Victoria cuenta desde cierta invisibilidad (es la única mujer en la audiencia; es más, destaca con énfasis la falta de mujeres entre los jueces), no abunda en emociones y hace foco en detalles como la ropa que le queda grande a Göring o la manta que cubre los pies de Hess. La frivolidad pone en cuestión y ridiculiza a la bestia. Es el detalle lo que convierte su testimonio en algo que va más allá del documento. "Mi corazón no estaba casi emocionado; como si hubiese dejado de comprender", escribe. "Pero mi estómago se apresuraba a reemplazarlo.
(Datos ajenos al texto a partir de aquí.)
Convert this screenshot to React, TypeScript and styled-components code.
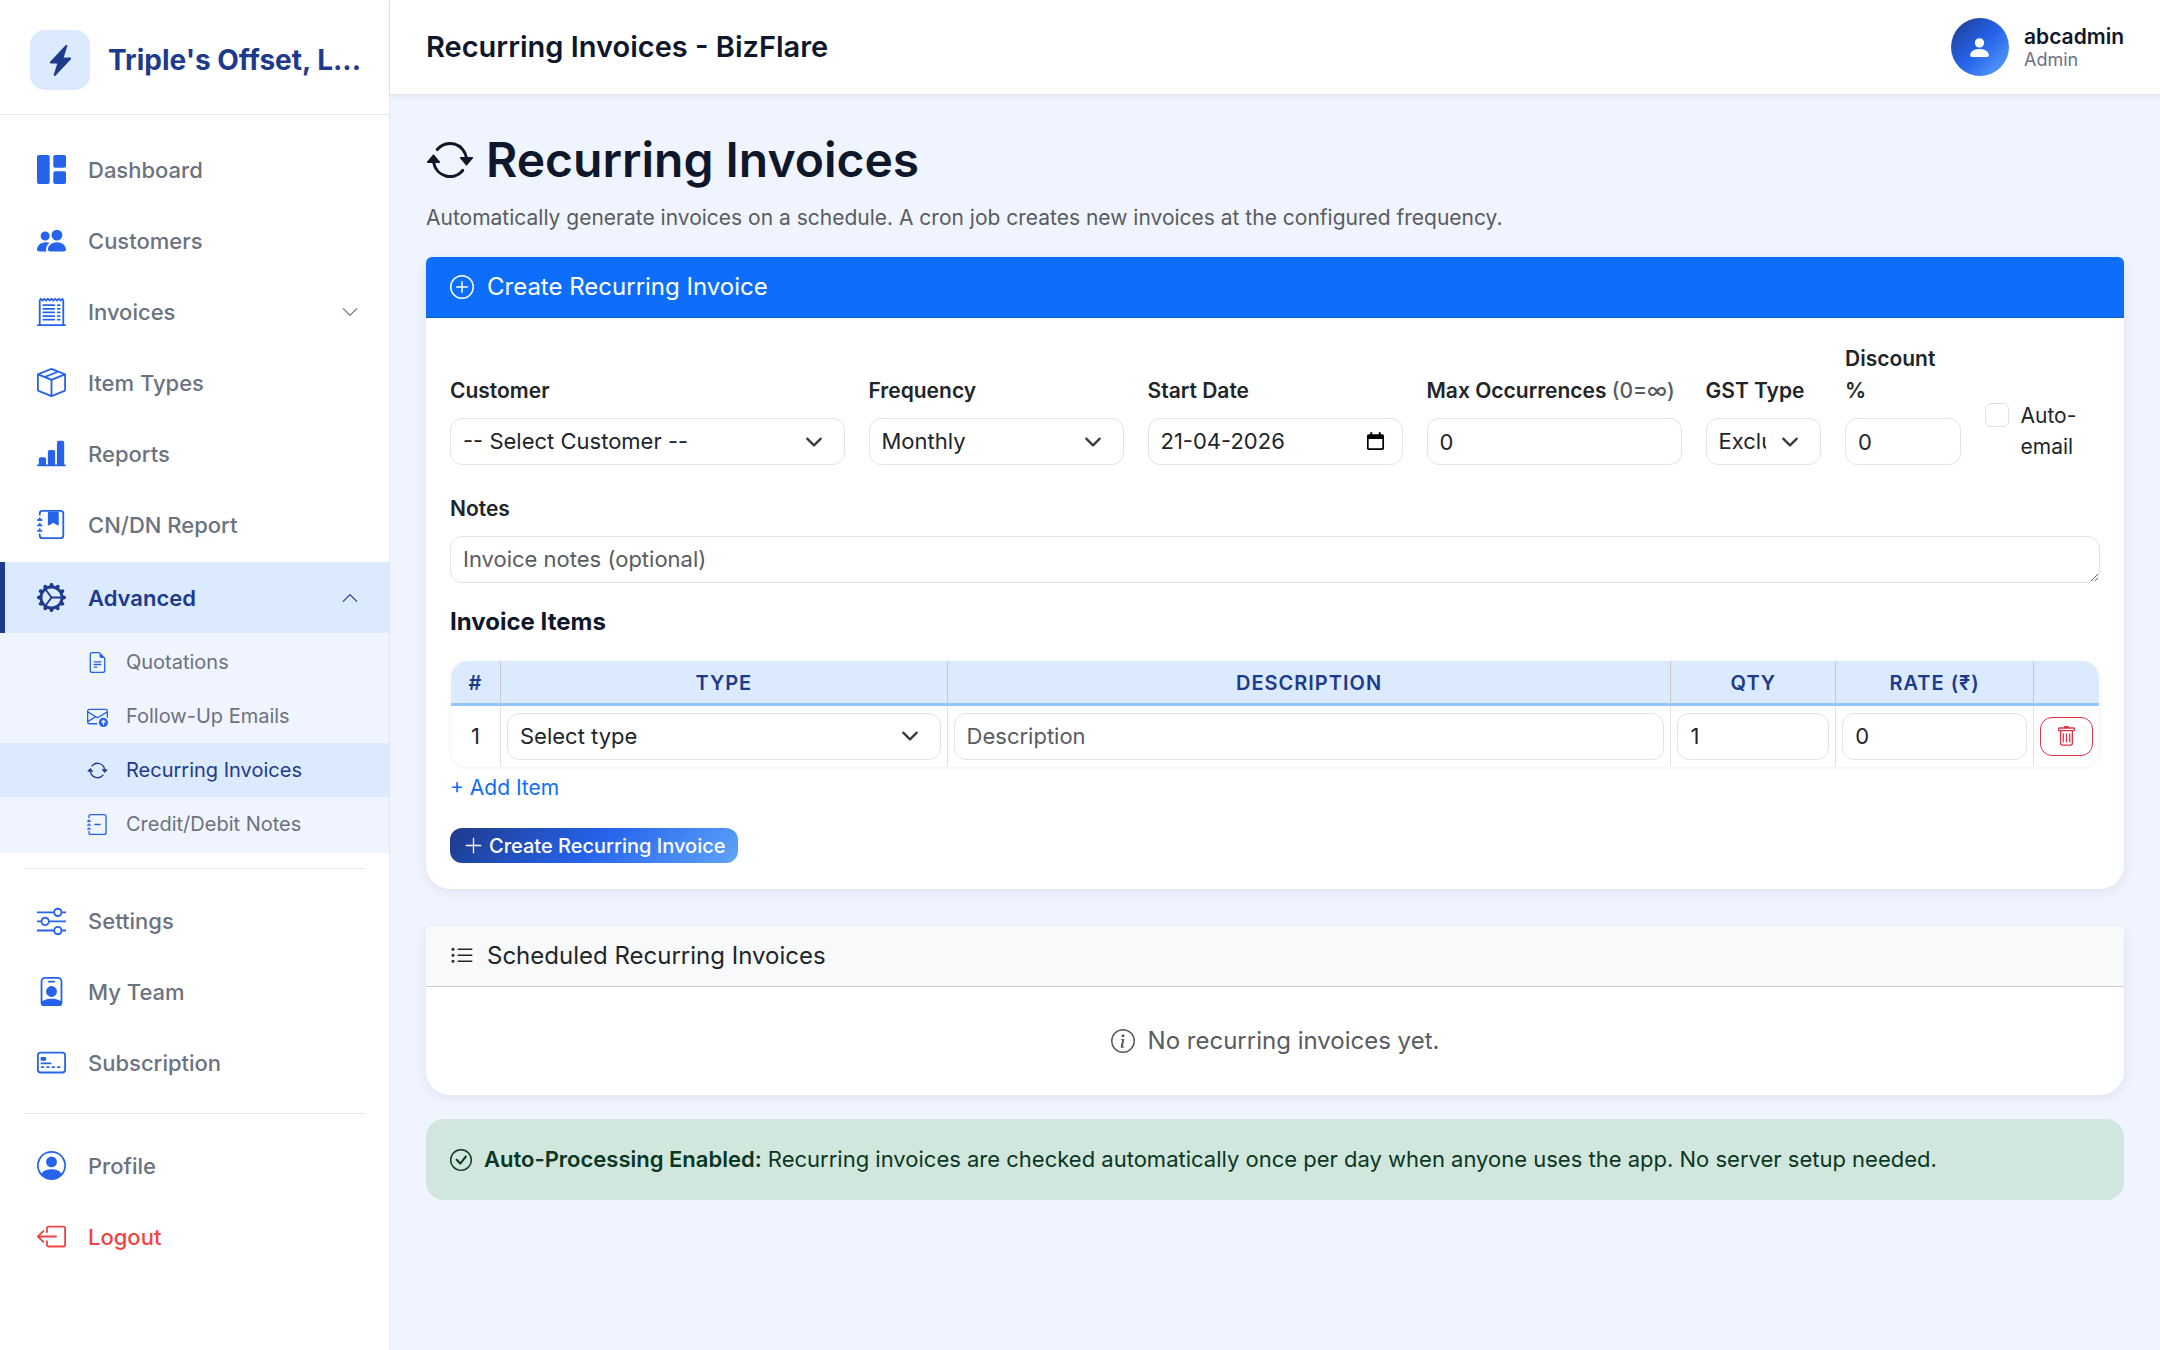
import React from 'react';
import styled, { createGlobalStyle, css } from 'styled-components';
import type { IconType } from 'react-icons';
import {
  BsArrowRepeat,
  BsBarChartLineFill,
  BsBoxArrowLeft,
  BsBoxSeam,
  BsCheckCircle,
  BsChevronDown,
  BsChevronUp,
  BsCreditCard2Front,
  BsEnvelopeArrowUp,
  BsFileEarmarkText,
  BsGearWideConnected,
  BsGrid1X2Fill,
  BsInfoCircle,
  BsJournalBookmarkFill,
  BsJournalMinus,
  BsLightningChargeFill,
  BsListUl,
  BsPeopleFill,
  BsPersonBadge,
  BsPersonCircle,
  BsPersonFill,
  BsPlusCircle,
  BsPlusLg,
  BsReceiptCutoff,
  BsSliders,
  BsTrash,
} from 'react-icons/bs';

const color = {
  navy: '#1e3a8a',
  blue: '#2563eb',
  primary: '#0d6efd',
  pale: '#dbeafe',
  page: '#f0f4ff',
  ink: '#0f172a',
  text: '#212529',
  muted: '#6b7280',
  soft: '#595c5f',
  line: '#e5e7eb',
  field: '#e1e4e9',
  danger: '#dc3545',
};

const gradient = `linear-gradient(135deg, ${color.navy} 0%, ${color.blue} 50%, #60a5fa 100%)`;

const GlobalStyle = createGlobalStyle`
  *, *::before, *::after { box-sizing: border-box; }
  body {
    margin: 0;
    background: ${color.page};
    color: ${color.text};
    font-family: Inter, "Liberation Sans", sans-serif;
    font-size: 24px;
    line-height: 36px;
  }
  button, input, select, textarea { font: inherit; color: inherit; margin: 0; }
  a { color: inherit; text-decoration: none; }
  svg { display: block; flex-shrink: 0; }
`;

/* ---------- shell ---------- */

const Shell = styled.div`
  display: grid;
  grid-template-columns: 390px minmax(0, 1fr);
  min-height: 100vh;
`;

const Sidebar = styled.aside`
  background: #fff;
  border-right: 1px solid ${color.line};
`;

const Brand = styled.a`
  display: flex;
  align-items: center;
  gap: 18px;
  padding: 30px 20px 24px 30px;
  border-bottom: 1px solid ${color.line};
`;

const BrandMark = styled.span`
  display: grid;
  place-items: center;
  flex: none;
  width: 60px;
  height: 60px;
  border-radius: 15px;
  background: ${color.pale};
  color: ${color.navy};
  font-size: 31px;
`;

const BrandName = styled.span`
  color: ${color.navy};
  font-size: 28px;
  font-weight: 700;
  white-space: nowrap;
`;

const Nav = styled.nav`
  padding: 19px 0;
`;

const NavGroup = styled.div`
  margin-bottom: 2px;
`;

const NavLink = styled.a<{ $active?: boolean; $danger?: boolean }>`
  display: flex;
  align-items: center;
  gap: 22px;
  height: 71px;
  padding: 0 30px 0 32px;
  border-left: 5px solid transparent;
  color: ${color.muted};
  font-size: 22px;
  font-weight: 500;

  > svg:first-child { font-size: 29px; color: ${color.blue}; }
  > svg:last-child { font-size: 18px; margin-left: auto; }

  ${(p) => p.$active && css`
    background: ${color.pale};
    border-left-color: ${color.navy};
    color: ${color.navy};
    font-weight: 600;
    > svg:first-child { color: ${color.navy}; }
  `}
  ${(p) => p.$danger && css`
    color: #ef4444;
    > svg:first-child { color: #ef4444; }
  `}
`;

const SubNav = styled.div`
  padding: 2px 0;
  background: ${color.page};
`;

const SubLink = styled.a<{ $active?: boolean }>`
  display: flex;
  align-items: center;
  gap: 18px;
  height: 54px;
  padding-left: 87px;
  font-size: 20px;
  color: ${(p) => (p.$active ? color.navy : color.muted)};
  background: ${(p) => (p.$active ? color.pale : 'transparent')};

  svg { font-size: 21px; color: ${(p) => (p.$active ? color.navy : color.blue)}; }
`;

const Divider = styled.hr`
  height: 1px;
  margin: 15px 24px 16px;
  border: 0;
  background: ${color.line};
`;

const TopBar = styled.header`
  display: flex;
  align-items: center;
  justify-content: space-between;
  height: 95px;
  padding: 0 36px;
  background: #fff;
  border-bottom: 1px solid ${color.line};
  box-shadow: 0 2px 5px rgba(15, 23, 42, 0.06);
`;

const TopTitle = styled.div`
  color: ${color.ink};
  font-size: 29px;
  font-weight: 600;
`;

const User = styled.div`
  display: flex;
  align-items: center;
  gap: 15px;
`;

const Avatar = styled.span`
  display: grid;
  place-items: center;
  width: 58px;
  height: 58px;
  border-radius: 50%;
  background: ${gradient};
  color: #fff;
  font-size: 25px;
`;

const UserName = styled.div`
  color: ${color.ink};
  font-size: 21px;
  font-weight: 600;
  line-height: 25px;
`;

const UserRole = styled.div`
  color: ${color.muted};
  font-size: 18px;
  line-height: 22px;
`;

/* ---------- content ---------- */

const Content = styled.main`
  padding: 36px;
`;

const PageTitle = styled.h1`
  display: flex;
  align-items: center;
  gap: 12px;
  margin: 0 0 13px;
  color: ${color.ink};
  font-size: 48px;
  font-weight: 600;
  line-height: 58px;
`;

const Lead = styled.p`
  margin: 0 0 23px;
  color: ${color.soft};
  font-size: 21px;
  line-height: 32px;
`;

const Card = styled.section`
  border-radius: 6px 6px 24px 24px;
  background: #fff;
  box-shadow: 0 3px 12px rgba(15, 23, 42, 0.08);

  & + & { margin-top: 37px; }
`;

const CardHeader = styled.h2<{ $primary?: boolean }>`
  display: flex;
  align-items: center;
  gap: 13px;
  margin: 0;
  padding: 12px 24px;
  border-bottom: 1px solid ${(p) => (p.$primary ? '#0b5bd1' : '#cccdce')};
  border-radius: 6px 6px 0 0;
  background: ${(p) => (p.$primary ? color.primary : '#f8f9fa')};
  color: ${(p) => (p.$primary ? '#fff' : color.text)};
  font-size: 24px;
  font-weight: 400;
`;

const Form = styled.form`
  padding: 25px 24px 26px;
`;

const FieldGrid = styled.div`
  display: grid;
  grid-template-columns: repeat(12, minmax(0, 1fr));
  column-gap: 24px;
  row-gap: 28px;
  align-items: end;
`;

const Field = styled.div<{ $span: number }>`
  grid-column: span ${(p) => p.$span};
  display: flex;
  flex-direction: column;
`;

const Label = styled.label`
  margin-bottom: 11px;
  font-size: 21px;
  font-weight: 600;
  line-height: 32px;

  span { color: ${color.soft}; font-weight: 500; }
`;

const controlStyle = css`
  display: block;
  width: 100%;
  height: 47px;
  padding: 6px 12px;
  border: 1px solid ${color.field};
  border-radius: 12px;
  background-color: #fff;
  color: ${color.text};
  font-size: 22px;
  line-height: 33px;
  outline: none;

  &::placeholder { color: ${color.soft}; opacity: 1; }
  &:focus { border-color: ${color.blue}; }
`;

const Input = styled.input`
  ${controlStyle}
`;

const TextArea = styled.textarea`
  ${controlStyle}
  resize: vertical;
`;

const Select = styled.select`
  ${controlStyle}
  appearance: none;
  padding-right: 54px;
  background-image: url("data:image/svg+xml,%3csvg xmlns='http://www.w3.org/2000/svg' viewBox='0 0 16 16'%3e%3cpath fill='none' stroke='%23343a40' stroke-linecap='round' stroke-linejoin='round' stroke-width='2' d='m2 5 6 6 6-6'/%3e%3c/svg%3e");
  background-repeat: no-repeat;
  background-position: right 18px center;
  background-size: 24px 18px;
`;

const DateBox = styled.div`
  ${controlStyle}
  display: flex;
  align-items: center;
  padding-right: 16px;
`;

const DateInput = styled.input`
  flex: 1;
  min-width: 0;
  padding: 0;
  border: 0;
  background: none;
  outline: none;
`;

const PickerButton = styled.button`
  padding: 0;
  border: 0;
  background: none;
  color: #000;
  cursor: pointer;
`;

const CheckRow = styled.div`
  grid-column: span 1;
  display: flex;
  align-items: flex-start;
  gap: 12px;
  margin-bottom: 3px;
  font-size: 21px;
  line-height: 31px;
`;

const CheckBox = styled.input`
  appearance: none;
  flex: none;
  width: 24px;
  height: 24px;
  margin-top: 3px;
  border: 1px solid #dee2e6;
  border-radius: 6px;
  background: #fff;

  &:checked { background: ${color.primary}; border-color: ${color.primary}; }
`;

const SectionTitle = styled.h3`
  margin: 24px 0;
  color: ${color.ink};
  font-size: 24px;
  font-weight: 700;
  line-height: 29px;
`;

const TableFrame = styled.div`
  overflow: hidden;
  border: 1px solid #fbfbfd;
  border-radius: 18px;
  box-shadow: 0 1px 4px rgba(15, 23, 42, 0.06);
`;

const ItemTable = styled.table`
  width: 100%;
  table-layout: fixed;
  border-collapse: separate;
  border-spacing: 0;
`;

const Col = styled.col<{ $width?: string }>`
  width: ${(p) => p.$width ?? 'auto'};
`;

const HeadCell = styled.th`
  height: 45px;
  padding: 1px 0 0;
  border-right: 1px solid #c6c8ca;
  border-bottom: 3px solid #93c5fd;
  background: ${color.pale};
  color: ${color.navy};
  font-size: 20px;
  font-weight: 600;
  line-height: 30px;
  letter-spacing: 1px;
  text-align: center;
  text-transform: uppercase;

  &:last-child { border-right: 0; }
`;

const Cell = styled.td`
  height: 60px;
  padding: 6px;
  border-right: 1px solid ${color.field};
  font-size: 22px;
  text-align: center;
  vertical-align: middle;

  &:last-child { border-right: 0; }
`;

const RemoveButton = styled.button`
  display: grid;
  place-items: center;
  width: 100%;
  height: 39px;
  padding: 0;
  border: 1px solid ${color.danger};
  border-radius: 12px;
  background: transparent;
  color: ${color.danger};
  font-size: 21px;
  cursor: pointer;
`;

const AddButton = styled.button`
  display: block;
  margin: 5px 0 24px;
  padding: 0;
  border: 0;
  background: none;
  color: ${color.primary};
  font-size: 21px;
  line-height: 32px;
  cursor: pointer;
`;

const SubmitButton = styled.button`
  display: flex;
  align-items: center;
  gap: 5px;
  height: 35px;
  padding: 0 13px;
  border: 0;
  border-radius: 12px;
  background: ${gradient};
  color: #fff;
  font-size: 20px;
  font-weight: 500;
  cursor: pointer;

  svg { font-size: 21px; }
`;

const Empty = styled.p`
  display: flex;
  align-items: center;
  justify-content: center;
  gap: 13px;
  margin: 0;
  padding: 36px;
  color: ${color.soft};
`;

const Notice = styled.div`
  display: flex;
  align-items: center;
  gap: 12px;
  margin-top: 24px;
  padding: 24px;
  border-radius: 18px;
  background: #d1e7dd;
  color: #0a3622;
  font-size: 22px;
  line-height: 33px;

  strong { font-weight: 600; }
`;

const CalendarGlyph = () => (
  <svg width="21" height="21" viewBox="0 0 16 16" fill="currentColor" aria-hidden="true">
    <path
      fillRule="evenodd"
      d="M4 1h1.5v1.5h5V1H12v1.5h1.2c.7 0 1.3.6 1.3 1.3v9.4c0 .7-.6 1.3-1.3 1.3H2.8c-.7 0-1.3-.6-1.3-1.3V3.8c0-.7.6-1.3 1.3-1.3H4V1zM2.8 6v7.2h10.4V6H2.8z"
    />
  </svg>
);

const mainLinks: { label: string; icon: IconType; expandable?: boolean }[] = [
  { label: 'Dashboard', icon: BsGrid1X2Fill },
  { label: 'Customers', icon: BsPeopleFill },
  { label: 'Invoices', icon: BsReceiptCutoff, expandable: true },
  { label: 'Item Types', icon: BsBoxSeam },
  { label: 'Reports', icon: BsBarChartLineFill },
  { label: 'CN/DN Report', icon: BsJournalBookmarkFill },
];

const advancedLinks: { label: string; icon: IconType; active?: boolean }[] = [
  { label: 'Quotations', icon: BsFileEarmarkText },
  { label: 'Follow-Up Emails', icon: BsEnvelopeArrowUp },
  { label: 'Recurring Invoices', icon: BsArrowRepeat, active: true },
  { label: 'Credit/Debit Notes', icon: BsJournalMinus },
];

const accountLinks: { label: string; icon: IconType }[] = [
  { label: 'Settings', icon: BsSliders },
  { label: 'My Team', icon: BsPersonBadge },
  { label: 'Subscription', icon: BsCreditCard2Front },
];

function SideNavigation() {
  return (
    <Sidebar>
      <Brand href="#">
        <BrandMark><BsLightningChargeFill /></BrandMark>
        <BrandName>Triple's Offset, L...</BrandName>
      </Brand>
      <Nav>
        <NavGroup>
          {mainLinks.map(({ label, icon: Icon, expandable }) => (
            <NavLink href="#" key={label}>
              <Icon />
              <span>{label}</span>
              {expandable && <BsChevronDown />}
            </NavLink>
          ))}
        </NavGroup>
        <NavLink href="#" $active>
          <BsGearWideConnected />
          <span>Advanced</span>
          <BsChevronUp />
        </NavLink>
        <SubNav>
          {advancedLinks.map(({ label, icon: Icon, active }) => (
            <SubLink href="#" key={label} $active={active}>
              <Icon />
              <span>{label}</span>
            </SubLink>
          ))}
        </SubNav>
        <Divider />
        {accountLinks.map(({ label, icon: Icon }) => (
          <NavLink href="#" key={label}>
            <Icon />
            <span>{label}</span>
          </NavLink>
        ))}
        <Divider />
        <NavLink href="#">
          <BsPersonCircle />
          <span>Profile</span>
        </NavLink>
        <NavLink href="#" $danger>
          <BsBoxArrowLeft />
          <span>Logout</span>
        </NavLink>
      </Nav>
    </Sidebar>
  );
}

function CreateForm() {
  return (
    <Form onSubmit={(e) => e.preventDefault()}>
      <FieldGrid>
        <Field $span={3}>
          <Label htmlFor="customer">Customer</Label>
          <Select id="customer"><option>-- Select Customer --</option></Select>
        </Field>
        <Field $span={2}>
          <Label htmlFor="frequency">Frequency</Label>
          <Select id="frequency"><option>Monthly</option></Select>
        </Field>
        <Field $span={2}>
          <Label htmlFor="start">Start Date</Label>
          <DateBox>
            <DateInput id="start" type="text" defaultValue="21-04-2026" />
            <PickerButton type="button" aria-label="Open calendar"><CalendarGlyph /></PickerButton>
          </DateBox>
        </Field>
        <Field $span={2}>
          <Label htmlFor="max">Max Occurrences <span>(0=∞)</span></Label>
          <Input id="max" type="number" defaultValue={0} />
        </Field>
        <Field $span={1}>
          <Label htmlFor="gst">GST Type</Label>
          <Select id="gst"><option>Exclusive</option></Select>
        </Field>
        <Field $span={1}>
          <Label htmlFor="discount">Discount %</Label>
          <Input id="discount" type="number" defaultValue={0} />
        </Field>
        <CheckRow>
          <CheckBox id="auto" type="checkbox" />
          <label htmlFor="auto">Auto-email</label>
        </CheckRow>
        <Field $span={12}>
          <Label htmlFor="notes">Notes</Label>
          <TextArea id="notes" rows={1} placeholder="Invoice notes (optional)" />
        </Field>
      </FieldGrid>

      <SectionTitle>Invoice Items</SectionTitle>
      <TableFrame>
        <ItemTable>
          <colgroup>
            <Col $width="50px" />
            <Col $width="27.1%" />
            <Col />
            <Col $width="10%" />
            <Col $width="12%" />
            <Col $width="65px" />
          </colgroup>
          <thead>
            <tr>
              <HeadCell>#</HeadCell>
              <HeadCell>Type</HeadCell>
              <HeadCell>Description</HeadCell>
              <HeadCell>Qty</HeadCell>
              <HeadCell>Rate (₹)</HeadCell>
              <HeadCell aria-label="Actions" />
            </tr>
          </thead>
          <tbody>
            <tr>
              <Cell>1</Cell>
              <Cell><Select aria-label="Type"><option>Select type</option></Select></Cell>
              <Cell><Input aria-label="Description" placeholder="Description" /></Cell>
              <Cell><Input aria-label="Quantity" type="number" defaultValue={1} /></Cell>
              <Cell><Input aria-label="Rate" type="number" defaultValue={0} /></Cell>
              <Cell><RemoveButton type="button" aria-label="Remove item"><BsTrash /></RemoveButton></Cell>
            </tr>
          </tbody>
        </ItemTable>
      </TableFrame>
      <AddButton type="button">+ Add Item</AddButton>
      <SubmitButton type="submit"><BsPlusLg /> Create Recurring Invoice</SubmitButton>
    </Form>
  );
}

export default function App() {
  return (
    <>
      <GlobalStyle />
      <Shell>
        <SideNavigation />
        <div>
          <TopBar>
            <TopTitle>Recurring Invoices - BizFlare</TopTitle>
            <User>
              <Avatar><BsPersonFill /></Avatar>
              <div>
                <UserName>abcadmin</UserName>
                <UserRole>Admin</UserRole>
              </div>
            </User>
          </TopBar>
          <Content>
            <PageTitle><BsArrowRepeat /> Recurring Invoices</PageTitle>
            <Lead>
              Automatically generate invoices on a schedule. A cron job creates new invoices at the
              configured frequency.
            </Lead>
            <Card>
              <CardHeader $primary><BsPlusCircle /> Create Recurring Invoice</CardHeader>
              <CreateForm />
            </Card>
            <Card>
              <CardHeader><BsListUl /> Scheduled Recurring Invoices</CardHeader>
              <Empty><BsInfoCircle /> No recurring invoices yet.</Empty>
            </Card>
            <Notice>
              <BsCheckCircle />
              <span>
                <strong>Auto-Processing Enabled:</strong> Recurring invoices are checked
                automatically once per day when anyone uses the app. No server setup needed.
              </span>
            </Notice>
          </Content>
        </div>
      </Shell>
    </>
  );
}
Había medido el alcance y entendido el lenguaje de todas las abominaciones. Una especie de silencio atómico llenaba mi corazón. Sólo el estómago hablaba con rapidez, a su manera". Las fotos la conmueven mucho más que lo real, lo dice así: "Comprobé que algunos álbumes de fotografías son más espantosos que los films y las pieles humanas, color habano claro, apilados en un rincón". O así: "Las fotos sí son horribles. Montañas de anteojos tirados. Bolas de pelo de mujer (siete mil kilos aquí, siete mil kilos allí). Los desperdicios de la jabonería: cabezas cortadas y scalpées. Mujeres desnudas corriendo. Otras que van a fusilar. Chicos llorando. Mal rayo los parta".
La noche anterior a la visita a Villa Ocampo había terminado de leer La dirección del ausente, una novela abrumadora escrita por la francesa Ruth Zylberman, portadora de lo que llama la "radioactividad de la catástrofe" por ser hija, sobrina y nieta de deportados. En la novela, la narradora y su madre (quien pasó por el campo con su propia madre y su hermana menor, que ya murieron) están en el ex campo de exterminio Bergen-Belsen, donde se acuñó el destino familiar. Quien habla creció escuchando el horror de boca de las tres mujeres mayores y sufrientes. Por primera vez, su madre está allí sola, sin testigos de su padecimiento. "Se arrodilló a metros de mí, sin dirigirme la mirada. Arrastraba su abrigo por el piso, la tierra, el césped; separó ligeramente las piernas. Estaba arrodillada como un animal, como un simio, como un lobo, como un perro. Era tan pequeña como un niño. Miraba para todas partes, y comprendí que buscaba la presencia de su hermana, de su madre. Buscaba su jauría. Habría podido, en un instante, sacar un recipiente oxidado, lamer sin cuchara. Habría podido devorar las migas de un pan invisible. Habría podido pararse, pasar por encima de los cadáveres, habría podido echar a los que venían a mendigarle de su sopa, habría podido ser una niña amenazante y monstruosa".
Zylberman recurre a una estructura que juega con el sueño y a una prosa lírica para apagar el espanto de las víctimas. Victoria apela a la distancia y a la ironía para hacer la crónica del juicio a los asesinos. Una escuchó y contó; la otra vio las pruebas del oprobio y se dispuso a narrar. Hay momentos de la humanidad que no se agotan: siempre está surgiendo una nueva manera de iluminar la feroz oscuridad de la razón.